I know, I’m so hopelessly out of touch.

16 comments

    1. Yeah. That’s what it would take for any of us mere mortals to afford something like that. (Kind of like Kim’s favorite cars come to think of it. 😉

  1. The obvious general corollary for the landscaping is noting that this golf course is a waste of a good rifle range. This has been solved by the Silver Dollar Golf & Trap Club in FL, who has golf on one side of the road, and shotgun ranges on the other.

    I dream of having a gun room some day, and when I can finally get the hell out of the Democratic Peoples Republic of Massachusetts I intend to. I don’t believe it’ll be as plush as your examples, but it’s the function that really matters.

    1. I’m going to have to check out Silver Dollar. I’ve been driving down to Sarasota when I want to shoot clays. Odessa is much closer.
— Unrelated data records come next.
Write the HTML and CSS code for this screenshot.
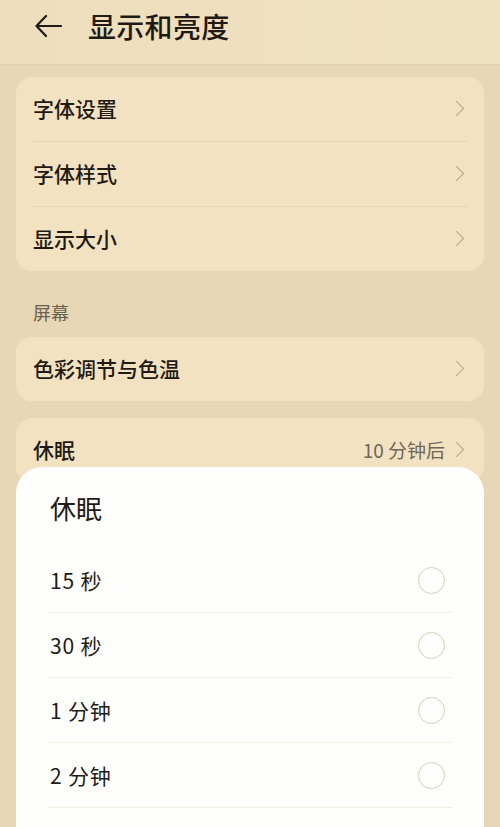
FILE: index.html
```html
<!DOCTYPE html>
<html lang="zh-CN">
<head>
  <meta charset="UTF-8">
  <meta name="viewport" content="width=device-width, initial-scale=1.0">
  <title>显示和亮度</title>
  <link rel="stylesheet" href="styles.css">
</head>
<body>
  <header class="top-bar">
    <svg class="back-icon" width="28" height="24" viewBox="0 0 28 24" fill="none" stroke="#1f1a14" stroke-width="2.2" stroke-linecap="round" stroke-linejoin="round">
      <path d="M26 12H2M11 2L1.5 12L11 22"/>
    </svg>
    <h1>显示和亮度</h1>
  </header>

  <main class="settings">
    <div class="card">
      <div class="row"><span class="row-label">字体设置</span><span class="chevron"></span></div>
      <div class="row"><span class="row-label">字体样式</span><span class="chevron"></span></div>
      <div class="row"><span class="row-label">显示大小</span><span class="chevron"></span></div>
    </div>

    <div class="section-title">屏幕</div>

    <div class="card">
      <div class="row"><span class="row-label">色彩调节与色温</span><span class="chevron"></span></div>
    </div>

    <div class="card card-gap">
      <div class="row">
        <span class="row-label">休眠</span>
        <span class="row-value">10 分钟后</span>
        <span class="chevron"></span>
      </div>
    </div>
  </main>

  <!-- sleep picker sheet -->
  <div class="sheet">
    <div class="sheet-title">休眠</div>
    <ul class="options">
      <li class="option"><span>15 秒</span><span class="radio"></span></li>
      <li class="option"><span>30 秒</span><span class="radio"></span></li>
      <li class="option"><span>1 分钟</span><span class="radio"></span></li>
      <li class="option"><span>2 分钟</span><span class="radio"></span></li>
    </ul>
  </div>
</body>
</html>
```

FILE: styles.css
```css
* {
  box-sizing: border-box;
  margin: 0;
  padding: 0;
}

body {
  font-family: 'Noto Sans CJK SC', 'Noto Sans', sans-serif;
  background: #e8d7b6;
  color: #1f1a14;
  width: 500px;
  height: 827px;
  overflow: hidden;
  position: relative;
}

.top-bar {
  height: 65px;
  background: linear-gradient(90deg, #eedebd, #f0e1c2);
  border-bottom: 1px solid #e2d0ae;
  display: flex;
  align-items: center;
  padding: 0 0 13px 35px;
}

.back-icon {
  margin-right: 25px;
}

.top-bar h1 {
  font-size: 28px;
  font-weight: 500;
  letter-spacing: 0.3px;
}

.settings {
  padding: 12px 16px 0;
}

.card {
  background: #f3e2c1;
  border-radius: 16px;
  padding: 0 16px 0 17px;
}

.card-gap {
  margin-top: 17px;
}

.row {
  height: 65px;
  display: flex;
  align-items: center;
  border-bottom: 1px solid #e7d4b2;
  padding-bottom: 2px;
}

.row:last-child {
  height: 64px;
  border-bottom: none;
}

.row-label {
  flex: 1;
  font-size: 21px;
  font-weight: 500;
}

.row-value {
  font-size: 19px;
  color: #6f6656;
  margin-right: 6px;
}

.chevron {
  width: 11px;
  height: 11px;
  border-top: 1.8px solid #b2a690;
  border-right: 1.8px solid #b2a690;
  transform: rotate(45deg);
  margin-right: 6px;
}

.section-title {
  font-size: 18px;
  color: #6b604e;
  line-height: 24px;
  padding: 29px 17px 13px;
}

.sheet {
  position: absolute;
  top: 467px;
  left: 16px;
  width: 468px;
  height: 360px;
  background: #fefefd;
  border-radius: 26px 26px 0 0;
  padding: 0 32px;
}

.sheet-title {
  font-size: 26px;
  font-weight: 400;
  line-height: 34px;
  padding: 24px 0 0 2px;
  height: 81px;
}

.options {
  list-style: none;
}

.option {
  height: 65px;
  display: flex;
  align-items: center;
  justify-content: space-between;
  border-bottom: 1px solid #f6efe1;
  font-size: 21px;
  letter-spacing: 0.8px;
  padding: 0 7px 0 2px;
}

.radio {
  width: 27px;
  height: 27px;
  border-radius: 50%;
  border: 1.5px solid #d9ceb3;
}
```
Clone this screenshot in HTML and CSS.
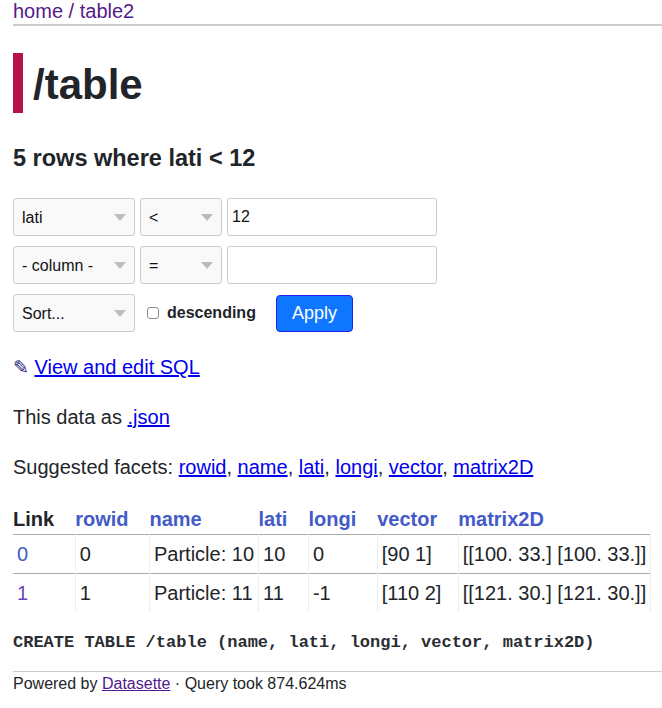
FILE: index.html
```html
<!DOCTYPE html>
<html lang="en">
<head>
<meta charset="utf-8">
<title>table2: /table</title>
<link rel="stylesheet" href="styles.css">
</head>
<body>
<div class="hd">
  <p class="crumbs"><a href="#">home</a> / <a href="#">table2</a></p>
</div>

<div class="bd">
  <h1 class="db-title">/table</h1>
  <h3 class="count">5 rows where lati &lt; 12</h3>

  <form class="filters" action="#">
    <div class="filter-row">
      <span class="select-wrapper col"><select><option>lati</option></select></span>
      <span class="select-wrapper op"><select><option>&lt;</option></select></span>
      <input class="filter-value" type="text" value="12">
    </div>
    <div class="filter-row">
      <span class="select-wrapper col"><select><option>- column -</option></select></span>
      <span class="select-wrapper op"><select><option>=</option></select></span>
      <input class="filter-value" type="text" value="">
    </div>
    <div class="filter-row last">
      <span class="select-wrapper col"><select><option>Sort...</option></select></span>
      <label class="sort-desc"><input type="checkbox" class="check"> descending</label>
      <input type="submit" class="apply" value="Apply">
    </div>
  </form>

  <p class="sql-link"><a class="not-underlined" href="#"><span class="pencil">✎</span> <span class="underlined">View and edit SQL</span></a></p>
  <p>This data as <a href="#">.json</a></p>
  <p>Suggested facets: <a href="#">rowid</a>, <a href="#">name</a>, <a href="#">lati</a>, <a href="#">longi</a>, <a href="#">vector</a>, <a href="#">matrix2D</a></p>

  <table class="rows">
    <thead>
      <tr>
        <th>Link</th>
        <th><a href="#">rowid</a></th>
        <th><a href="#">name</a></th>
        <th><a href="#">lati</a></th>
        <th><a href="#">longi</a></th>
        <th><a href="#">vector</a></th>
        <th><a href="#">matrix2D</a></th>
      </tr>
    </thead>
    <tbody>
      <tr>
        <td><a href="#">0</a></td>
        <td>0</td>
        <td>Particle: 10</td>
        <td>10</td>
        <td>0</td>
        <td>[90 1]</td>
        <td>[[100. 33.] [100. 33.]]</td>
      </tr>
      <tr>
        <td><a href="#" class="seen">1</a></td>
        <td>1</td>
        <td>Particle: 11</td>
        <td>11</td>
        <td>-1</td>
        <td>[110 2]</td>
        <td>[[121. 30.] [121. 30.]]</td>
      </tr>
    </tbody>
  </table>

  <pre class="create">CREATE TABLE /table (name, lati, longi, vector, matrix2D)</pre>
</div>

<div class="ft">Powered by <a href="#">Datasette</a> · Query took 874.624ms</div>
</body>
</html>
```

FILE: styles.css
```css
* {
  box-sizing: border-box;
}

body {
  margin: 0 0 0 13px;
  font-family: "Liberation Sans", Arial, Helvetica, sans-serif;
  font-size: 20px;
  line-height: 1.5;
  color: #212529;
  background: #fff;
}

a {
  color: #0000ee;
}

/* header */
.hd {
  border-bottom: 2px solid #ccc;
  padding-bottom: 2px;
}

.crumbs {
  margin: 0;
  line-height: 22px;
  color: #551a8b;
}

.crumbs a {
  color: #551a8b;
  text-decoration: none;
}

/* titles */
.db-title {
  margin: 27px 0 0;
  padding: 3px 0 0 10px;
  border-left: 10px solid #b5134b;
  font-size: 42px;
  line-height: 57px;
  font-weight: 700;
  color: #212529;
}

.count {
  margin: 31px 0 0;
  font-size: 23.5px;
  line-height: 28px;
  font-weight: 700;
}

/* filters */
.filters {
  margin: 26px 0 0;
}

.filter-row {
  display: flex;
  align-items: center;
  height: 38px;
  margin-bottom: 10px;
}

.filter-row.last {
  margin-bottom: 0;
}

.select-wrapper {
  position: relative;
  display: block;
  height: 38px;
  border: 1px solid #ccc;
  border-radius: 3px;
  background: #f9f9f9;
  margin-right: 5px;
}

.select-wrapper.col {
  width: 122px;
}

.select-wrapper.op {
  width: 82px;
}

.select-wrapper::after {
  content: "";
  position: absolute;
  right: 8px;
  top: 15px;
  width: 12px;
  height: 7px;
  background: #bbb;
  clip-path: polygon(0 0, 100% 0, 50% 100%);
  pointer-events: none;
}

.select-wrapper select {
  -webkit-appearance: none;
  appearance: none;
  display: block;
  width: 100%;
  height: 36px;
  border: 0;
  margin: 0;
  background: transparent;
  padding: 0 22px 0 8px;
  font-family: "Liberation Sans", Arial, sans-serif;
  font-size: 16px;
  color: #111;
}

.filter-value {
  width: 210px;
  height: 38px;
  margin: 0;
  border: 1px solid #ccc;
  border-radius: 3px;
  padding: 0 4px;
  background: #fff;
  font-family: "Liberation Sans", Arial, sans-serif;
  font-size: 16px;
  color: #111;
}

.sort-desc {
  display: flex;
  align-items: center;
  font-size: 16px;
  font-weight: 700;
  line-height: 18px;
  margin-left: 7px;
}

.check {
  -webkit-appearance: none;
  appearance: none;
  width: 12px;
  height: 12px;
  margin: 0 8px 0 0;
  border: 1px solid #8c8c8c;
  border-radius: 3px;
  background: #fff;
}

.apply {
  -webkit-appearance: none;
  appearance: none;
  height: 37px;
  margin: 0 0 0 20px;
  padding: 0 15px;
  border: 1px solid #2222ee;
  border-radius: 4px;
  background: #0f76ff;
  color: #fff;
  font-family: "Liberation Sans", Arial, sans-serif;
  font-size: 18px;
  line-height: 1;
}

/* paragraphs */
p {
  margin: 20px 0;
}

.not-underlined {
  text-decoration: none;
}

.underlined {
  text-decoration: underline;
}

.pencil {
  font-family: "DejaVu Sans", sans-serif;
  font-size: 19px;
  color: #26267a;
}

/* table */
.rows {
  border-collapse: collapse;
  margin-top: 22px;
}

.rows th {
  padding: 0 21px 0 0;
  text-align: left;
  white-space: nowrap;
  font-weight: 700;
  line-height: 30px;
}

.rows th a {
  color: #445ac8;
  text-decoration: none;
}

.rows td {
  border-top: 1px solid #aaa;
  border-right: 1px solid #eee;
  padding: 4px;
  vertical-align: top;
  white-space: pre-wrap;
  line-height: 30px;
}

.rows td a {
  color: #445ac8;
  text-decoration: none;
}

.rows td a.seen {
  color: #6a45bd;
}

/* schema */
.create {
  margin: 18px 0 16px;
  font-family: "Liberation Mono", "Courier New", monospace;
  font-size: 17px;
  font-weight: 700;
  line-height: 25px;
  white-space: pre-wrap;
  color: #2a2d31;
}

/* footer */
.ft {
  border-top: 1px solid #ccc;
  font-size: 16px;
  line-height: 24px;
}

.ft a {
  color: #551a8b;
}
```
  2. Well my detached home office is my gun room. And my guitar room. Me and my mutt live here most of the time, only going to the house to eat, clean up, and sleep. I also do a little work here if I have to. As soon as you walk in the door it is clear what goes on in here all the time. Guns laying all over the place, amps sitting around, a line of guitars and long guns against every wall, 2 tables in the middle slammed with guns, gun parts, picks, etc. Gun safes? My whole office is a gun safe! Oh yeah, a huge bank of 70’s era Pioneer stereo equipment (yes, including a 10 RTR recorder) and giant HPM100 speakers in all 4 corners. I drank some wine once, a long time ago. Put some in a waterpipe too, a long time ago.

  3. That wine room is way too fancy for me. I drink a lot of wine and keep a lot around but wonky IKEA shelving in a dark dank corner of the basement works well enough. If my wines were more conveniently located I’d be a total alcoholic.
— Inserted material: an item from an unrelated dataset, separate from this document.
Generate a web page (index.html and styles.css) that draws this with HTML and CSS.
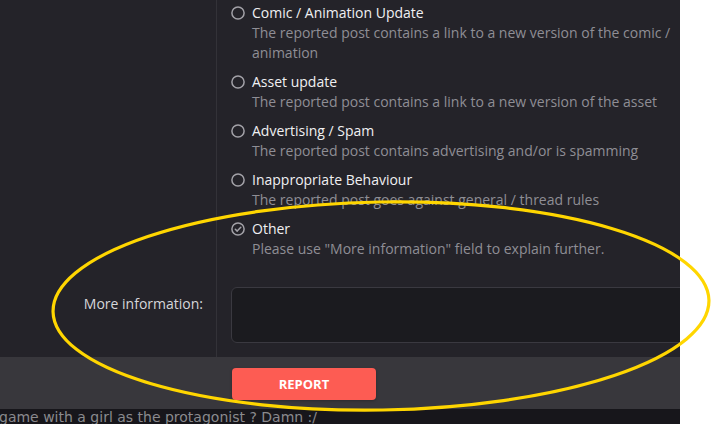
FILE: index.html
```html
<!DOCTYPE html>
<html lang="en">
<head>
<meta charset="utf-8">
<title>Report post</title>
<link rel="stylesheet" href="styles.css">
</head>
<body>
<div class="viewport">
  <div class="sheet">
    <div class="form">
      <div class="row row-choices">
        <div class="label"></div>
        <div class="field">
          <ul class="choices">
            <li class="choice">
              <svg class="radio" viewBox="0 0 14 14"><circle cx="7" cy="7" r="6.1"/></svg>
              <div class="choice-text">
                <div class="choice-title">Comic / Animation Update</div>
                <div class="choice-desc">The reported post contains a link to a new version of the comic / animation</div>
              </div>
            </li>
            <li class="choice">
              <svg class="radio" viewBox="0 0 14 14"><circle cx="7" cy="7" r="6.1"/></svg>
              <div class="choice-text">
                <div class="choice-title">Asset update</div>
                <div class="choice-desc">The reported post contains a link to a new version of the asset</div>
              </div>
            </li>
            <li class="choice">
              <svg class="radio" viewBox="0 0 14 14"><circle cx="7" cy="7" r="6.1"/></svg>
              <div class="choice-text">
                <div class="choice-title">Advertising / Spam</div>
                <div class="choice-desc">The reported post contains advertising and/or is spamming</div>
              </div>
            </li>
            <li class="choice">
              <svg class="radio" viewBox="0 0 14 14"><circle cx="7" cy="7" r="6.1"/></svg>
              <div class="choice-text">
                <div class="choice-title">Inappropriate Behaviour</div>
                <div class="choice-desc">The reported post goes against general / thread rules</div>
              </div>
            </li>
            <li class="choice">
              <svg class="radio" viewBox="0 0 14 14"><circle cx="7" cy="7" r="6.1"/><path d="M4.3 7.2 L6.2 9.1 L9.8 5.3"/></svg>
              <div class="choice-text">
                <div class="choice-title">Other</div>
                <div class="choice-desc">Please use "More information" field to explain further.</div>
              </div>
            </li>
          </ul>
        </div>
      </div>
      <div class="row row-info">
        <div class="label">More information:</div>
        <div class="field">
          <textarea class="input"></textarea>
        </div>
      </div>
    </div>
    <div class="footer">
      <button class="button">Report</button>
    </div>
    <div class="strip">game with a girl as the protagonist ? Damn :/</div>
  </div>
</div>
<svg class="annotation" viewBox="0 0 711 424" width="711" height="424">
  <ellipse cx="381" cy="306" rx="328" ry="104" transform="rotate(-1 381 306)"/>
</svg>
</body>
</html>
```

FILE: styles.css
```css
html, body {
  margin: 0;
  padding: 0;
  background: #ffffff;
}

body {
  width: 711px;
  height: 424px;
  overflow: hidden;
  font-family: "Open Sans", "Noto Sans", sans-serif;
}

.viewport {
  width: 680px;
  height: 424px;
  overflow: hidden;
  background: #242329;
}

.sheet {
  width: 720px;
}

.form {
  background: #242329;
}

.row {
  display: grid;
  grid-template-columns: 217px 1fr;
}

.label {
  border-right: 1px solid #333238;
  text-align: right;
  padding-right: 13px;
  color: #d6d6da;
  font-size: 14px;
  line-height: 20px;
}

.field {
  padding: 0 14px;
}

.row-choices .field {
  padding-top: 3px;
  padding-bottom: 14px;
}

.row-info .label {
  padding-top: 21px;
}

.row-info .field {
  padding-top: 14px;
  padding-bottom: 14px;
}

.choices {
  list-style: none;
  margin: 0;
  padding: 0;
  display: flex;
  flex-direction: column;
  gap: 9px;
}

.choice {
  display: flex;
  align-items: flex-start;
  gap: 7px;
}

.radio {
  flex: none;
  width: 14px;
  height: 14px;
  margin-top: 3px;
  fill: none;
  stroke: #a3a2a8;
  stroke-width: 1.5;
  stroke-linecap: round;
  stroke-linejoin: round;
}

.choice-text {
  flex: 1;
}

.choice-title {
  color: #f0f0f2;
  font-size: 14px;
  line-height: 20px;
}

.choice-desc {
  color: #8f8e95;
  font-size: 14px;
  line-height: 20px;
}

.input {
  display: block;
  box-sizing: border-box;
  width: 100%;
  height: 56px;
  margin: 0;
  background: #1b1b1f;
  border: 1px solid #3a3940;
  border-radius: 6px;
  resize: none;
  outline: none;
}

.footer {
  background: #38373c;
  height: 52px;
  box-sizing: border-box;
  padding: 11px 0 0 232px;
}

.button {
  display: block;
  width: 144px;
  height: 32px;
  border: none;
  border-radius: 4px;
  background: #fd5c53;
  color: #ffffff;
  font-family: "Open Sans", "Noto Sans", sans-serif;
  font-weight: 700;
  font-size: 13px;
  text-transform: uppercase;
  box-shadow: 0 1px 3px rgba(0, 0, 0, 0.25);
}

.strip {
  background: #17161b;
  height: 16px;
  color: #8a8a8e;
  font-family: "DejaVu Sans", Verdana, sans-serif;
  font-size: 14px;
  line-height: 16px;
  white-space: nowrap;
  margin-left: -1px;
}

.annotation {
  position: fixed;
  left: 0;
  top: 0;
  pointer-events: none;
}

.annotation ellipse {
  fill: none;
  stroke: #ffd600;
  stroke-width: 3.2;
}
```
    Plus, look at all the identical bottles. The only place I value “Diversity” is in a wine collection.

    Speaking of which, can anyone recommend a truly dry American red wine? I have had a few recommended me by various folk on the internet and they’ve all been too sweet. California wines have all been intolerable and the best so far were from Washington, and I’ll keep trying but it’s hard in the face of Costco selling me a litre of Argentinian “Iris” for $8.

      1. I’ve tried the Kirkland California Cabernet and I agree with you. My reason for calling an otherwise very good wine merely adequate is the sweetness.
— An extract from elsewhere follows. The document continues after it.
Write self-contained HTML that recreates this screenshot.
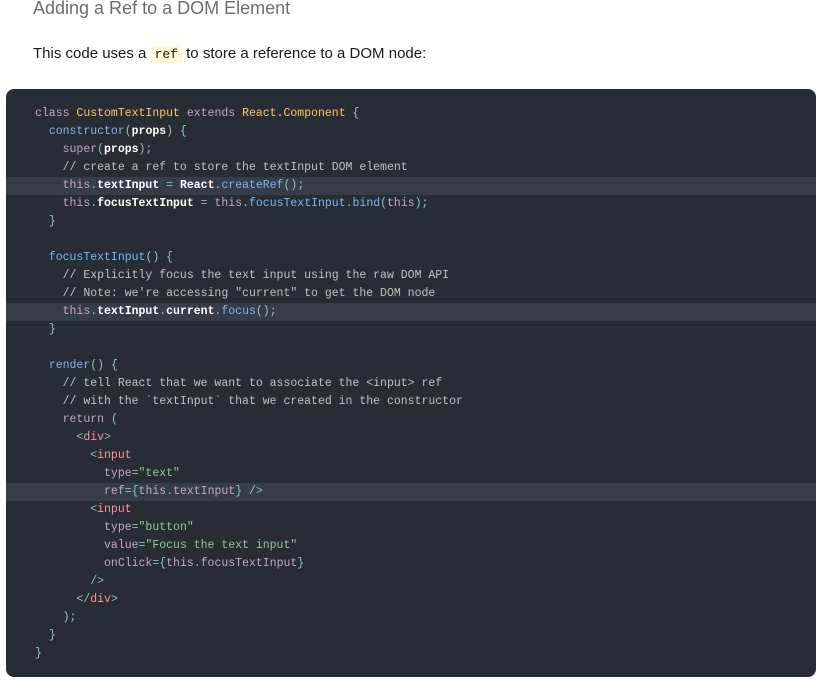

        A few days ago I tried a bottle of the Kirkland Alexander Valley cabernet. It was a great wine, full bodied, spicy, fruity but too sweet.

        Right now, up here in Canada, Kirkland has the best price to value ratio for European and South American reds.

    1. If you have a Trader Joe’s in your neighborhood, go get some of their Griffone. The Primativo, chianti and 17-something-or-other are all pretty dry. Their Sangiovese is semi-sweet, but not in a bad way.

  4. Why not both a gun room, and a wine room, and a home theater (I’m sure as hell not going to go to one ever again)?

    My current house came with a home theater and a wine cellar. I do drink wine, but not a lot of it. There is lots of room for storage of LTS food items.

    For a gun room, I re-purposed the ‘fitness’ room, which was in the basement and lacked windows. I created a fitness room with a window.

    Although those gun cabinets in the office at the link given above look pretty good…but I’m not into showpiece guns, mine are butt-ugly and mostly tactical so they wouldn’t look as good.

  5. Wine Cellars make good gun rooms because they are usually located in corner of the basement in a cool spot surrounded on 2 or 3 sides with cinderblock walls below grade. Easy to make the one wall secure and add a “Vault” type Doorway turning the enitre room into your Gun safe. Also easy to add an “inner sanctum” behind a hidden entry to really get your “James Bond’s Q” fantasies satisfied.

    The “Home theater” shown in the photo is an object lesson in why you never let your wife’s interior decorator anywhere near the Home Theater. I have a larger screen in the bedroom. That whole far wall should be where the roll down acoustically transparent Screen lives. ….. and don’t get me started on the sound quality destroyed by those walnut paneled walls.

    1. As a 20+ year career projectionist and sound technician, I couldn’t agree more on the paneling. Far too live. I’m not a fan of roll-up screens personally, but they *must* be acoustically transparent…and therein lies the problem in a home environment or even a shoebox cinema complex. The closer you are to the screen (as in under about 20-30 feet) the bigger the holes in the screen get. So if you’re a cinephile/videophile they absolutely become noticeable. The alternative is to position your L-C-R channels below the screen, but you lose good soundstage positioning that way.

      I also have a problem with the fact it only has two surround speakers (one on the left, one on the right). Ls/Rs should be distributed along the entire side of the seating area, along with Lb/Rb behind the seating, at *at minimum* four height channels in the ceiling. If’n you’re forking over six figures for a home theater at least equip the damned thing with a proper Dolby Atmos setup, bass shakers in the seats, multiple subs and professionally-calibrated acoustics with properly matched components.

      Likewise make sure that projector is top-end 4k and can reproduce all four HDR formats. I’d rather sit on a 30 year old $50 Goodwill sofa in a decently set up room with perfect sound than in that Yuppie Horror Room shown above. Now if *I* had the money for a real home theater there would be a pair of Cinemeccanica Victoria 8 or Simplex XL 35/70mm projectors, DTS, Dolby Digital, and optical soundheads, A Dolby CP200 rack, and all the trimmings in addition to the digital projection gear. For me, half the fun of movies was threading them up and doing changeovers, rewinding and threading again. It was a treat when someone else did the projecting, but I noticed every single flaw in their technique.

      And get that damned table lamp out of there. WTF.

      Wine room: No. Scotch collection: Yes.

      Gun Room: Meh. It’s called a nightstand and a basement cupboard for all I have/want/need.

    2. The bookshelf that is really a door, the door with no visible hinges or knobs or handles, a floor that is really an elevator. One of the founders of one of those “com companies was able to carry this to an extreme allowed by his millions. Living the life of a Hardy Boys villain.

  6. A gun room/ wine cellar/ work room, definitely. What I really want is a basement range. It may not work out for anything more powerful than .22 mag, but if I can’t shoot cans while sitting on my back porch without neighbors getting torqued, I need an indoor range.

    On a more pleasant level, I have discovered pinot noir, and back when I finally convinced my mother not to have Manachewitz with the Thanksgiving Turkey, the Sauvignon Blanc and the regrettably obscure Cabernet Franc became the tradition. Trader Joe’s has a nice Cabernet Franc.